▸ **TASK TO CARRY OUT**:
Where a line holds "this", copy it.

▸ **DATASET ENTRIES**:
- - - - - - -

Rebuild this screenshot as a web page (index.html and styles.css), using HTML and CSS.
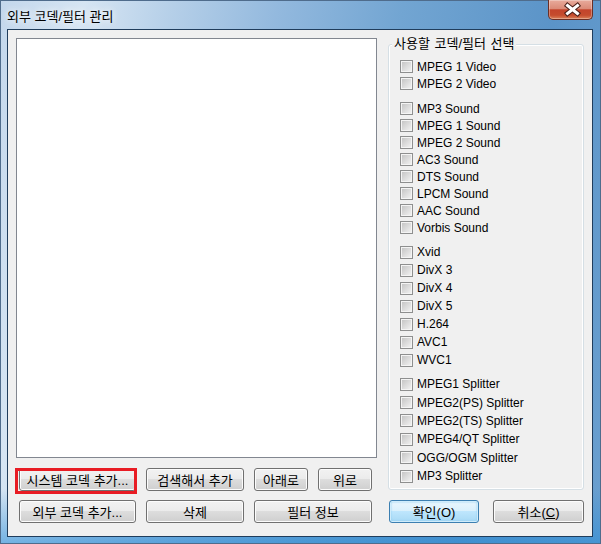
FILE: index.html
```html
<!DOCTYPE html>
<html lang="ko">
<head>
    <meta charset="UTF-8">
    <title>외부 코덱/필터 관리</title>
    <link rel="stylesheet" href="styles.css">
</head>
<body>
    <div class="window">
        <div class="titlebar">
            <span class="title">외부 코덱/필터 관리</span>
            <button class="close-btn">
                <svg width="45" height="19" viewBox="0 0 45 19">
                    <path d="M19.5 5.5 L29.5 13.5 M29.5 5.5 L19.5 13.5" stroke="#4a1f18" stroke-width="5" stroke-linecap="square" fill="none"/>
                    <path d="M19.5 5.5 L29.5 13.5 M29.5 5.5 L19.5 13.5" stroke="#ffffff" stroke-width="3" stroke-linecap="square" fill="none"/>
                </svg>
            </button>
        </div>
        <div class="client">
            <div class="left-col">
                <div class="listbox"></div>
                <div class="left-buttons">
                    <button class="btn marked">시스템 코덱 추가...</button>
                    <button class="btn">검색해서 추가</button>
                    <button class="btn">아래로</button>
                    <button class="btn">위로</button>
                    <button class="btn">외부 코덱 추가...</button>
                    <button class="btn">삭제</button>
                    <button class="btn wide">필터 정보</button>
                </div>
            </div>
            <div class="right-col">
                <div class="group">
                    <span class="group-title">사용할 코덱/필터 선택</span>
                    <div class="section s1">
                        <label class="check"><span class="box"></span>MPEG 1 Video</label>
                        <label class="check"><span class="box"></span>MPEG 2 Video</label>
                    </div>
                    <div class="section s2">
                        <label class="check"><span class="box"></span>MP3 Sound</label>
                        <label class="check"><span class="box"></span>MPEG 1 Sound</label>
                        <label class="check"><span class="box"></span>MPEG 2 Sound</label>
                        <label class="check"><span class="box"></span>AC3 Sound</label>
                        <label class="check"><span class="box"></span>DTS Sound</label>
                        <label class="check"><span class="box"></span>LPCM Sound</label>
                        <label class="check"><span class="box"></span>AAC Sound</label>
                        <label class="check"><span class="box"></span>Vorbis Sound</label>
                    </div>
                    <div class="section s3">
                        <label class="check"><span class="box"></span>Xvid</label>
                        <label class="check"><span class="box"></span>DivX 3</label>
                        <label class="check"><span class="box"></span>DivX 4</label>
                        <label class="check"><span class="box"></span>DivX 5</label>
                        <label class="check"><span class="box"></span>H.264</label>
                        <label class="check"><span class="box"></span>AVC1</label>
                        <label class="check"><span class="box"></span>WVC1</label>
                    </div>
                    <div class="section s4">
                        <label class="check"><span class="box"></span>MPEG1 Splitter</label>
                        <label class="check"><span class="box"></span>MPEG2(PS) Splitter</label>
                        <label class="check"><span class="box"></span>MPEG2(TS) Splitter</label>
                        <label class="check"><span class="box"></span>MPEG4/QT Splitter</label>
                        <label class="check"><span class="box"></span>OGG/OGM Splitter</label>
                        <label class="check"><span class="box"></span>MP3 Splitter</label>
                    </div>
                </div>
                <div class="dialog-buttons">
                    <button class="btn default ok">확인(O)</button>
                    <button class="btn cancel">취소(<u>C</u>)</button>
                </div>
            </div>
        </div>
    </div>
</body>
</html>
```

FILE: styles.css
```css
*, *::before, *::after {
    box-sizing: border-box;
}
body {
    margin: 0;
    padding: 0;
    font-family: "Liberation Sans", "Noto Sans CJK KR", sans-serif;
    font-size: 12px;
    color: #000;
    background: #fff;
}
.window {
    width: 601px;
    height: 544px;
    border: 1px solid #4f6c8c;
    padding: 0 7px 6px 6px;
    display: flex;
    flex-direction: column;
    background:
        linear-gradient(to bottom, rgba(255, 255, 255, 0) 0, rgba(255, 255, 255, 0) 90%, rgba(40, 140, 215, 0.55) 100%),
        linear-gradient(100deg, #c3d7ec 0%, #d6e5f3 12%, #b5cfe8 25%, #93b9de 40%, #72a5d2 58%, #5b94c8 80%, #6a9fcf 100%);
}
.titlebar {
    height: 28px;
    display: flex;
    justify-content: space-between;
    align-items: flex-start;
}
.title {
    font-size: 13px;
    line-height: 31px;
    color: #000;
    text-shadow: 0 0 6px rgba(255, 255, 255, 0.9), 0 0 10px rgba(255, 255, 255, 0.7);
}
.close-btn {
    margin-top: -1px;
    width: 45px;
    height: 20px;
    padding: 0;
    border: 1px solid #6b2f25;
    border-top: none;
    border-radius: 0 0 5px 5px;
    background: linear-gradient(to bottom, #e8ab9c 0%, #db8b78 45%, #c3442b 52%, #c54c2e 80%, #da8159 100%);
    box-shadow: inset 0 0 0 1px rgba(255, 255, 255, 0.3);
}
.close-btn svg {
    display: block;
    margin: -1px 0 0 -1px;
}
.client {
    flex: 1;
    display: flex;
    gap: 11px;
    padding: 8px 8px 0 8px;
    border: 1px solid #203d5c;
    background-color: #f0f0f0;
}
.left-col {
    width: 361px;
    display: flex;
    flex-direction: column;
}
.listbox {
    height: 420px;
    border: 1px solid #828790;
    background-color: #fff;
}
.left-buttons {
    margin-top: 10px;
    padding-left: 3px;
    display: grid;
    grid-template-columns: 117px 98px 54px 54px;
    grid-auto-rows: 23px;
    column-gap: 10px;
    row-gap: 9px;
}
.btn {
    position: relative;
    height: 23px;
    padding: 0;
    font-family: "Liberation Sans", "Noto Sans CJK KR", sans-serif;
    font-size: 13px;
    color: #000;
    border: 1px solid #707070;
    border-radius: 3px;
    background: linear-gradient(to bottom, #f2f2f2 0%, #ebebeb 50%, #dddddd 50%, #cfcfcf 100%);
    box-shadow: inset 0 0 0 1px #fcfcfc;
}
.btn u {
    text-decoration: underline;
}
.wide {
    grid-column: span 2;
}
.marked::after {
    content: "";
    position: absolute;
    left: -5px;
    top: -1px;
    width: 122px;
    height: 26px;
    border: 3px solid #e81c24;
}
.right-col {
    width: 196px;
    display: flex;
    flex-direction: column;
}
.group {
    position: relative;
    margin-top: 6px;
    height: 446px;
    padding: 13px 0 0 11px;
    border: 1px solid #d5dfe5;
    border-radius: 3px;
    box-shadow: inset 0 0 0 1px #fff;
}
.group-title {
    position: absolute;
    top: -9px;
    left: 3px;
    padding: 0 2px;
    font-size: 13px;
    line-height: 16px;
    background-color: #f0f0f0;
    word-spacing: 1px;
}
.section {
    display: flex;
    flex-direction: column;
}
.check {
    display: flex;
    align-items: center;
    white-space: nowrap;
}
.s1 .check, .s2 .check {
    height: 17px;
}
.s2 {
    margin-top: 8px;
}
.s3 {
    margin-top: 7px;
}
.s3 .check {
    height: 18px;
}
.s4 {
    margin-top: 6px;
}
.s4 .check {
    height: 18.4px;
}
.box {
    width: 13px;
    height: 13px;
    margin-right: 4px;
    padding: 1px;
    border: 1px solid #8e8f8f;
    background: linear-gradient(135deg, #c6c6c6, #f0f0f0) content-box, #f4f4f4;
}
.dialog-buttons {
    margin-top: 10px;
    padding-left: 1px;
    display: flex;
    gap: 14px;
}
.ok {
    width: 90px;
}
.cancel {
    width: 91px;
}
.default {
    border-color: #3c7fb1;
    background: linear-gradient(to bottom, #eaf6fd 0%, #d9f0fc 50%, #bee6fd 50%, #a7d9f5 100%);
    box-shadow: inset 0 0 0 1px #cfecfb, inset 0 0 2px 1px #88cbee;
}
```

- - - - - - -

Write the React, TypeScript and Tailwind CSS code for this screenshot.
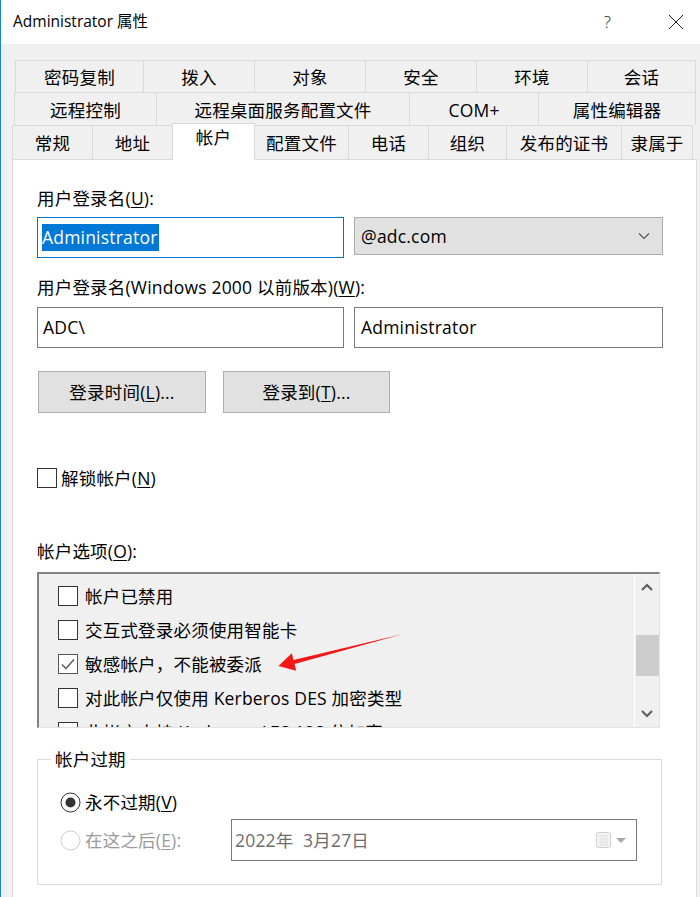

- - - - - - -

▸ **WORKED ANSWER**:
Rebuild this screenshot as a web page (index.html and styles.css), using HTML and CSS.
Write the React, TypeScript and Tailwind CSS code for this screenshot.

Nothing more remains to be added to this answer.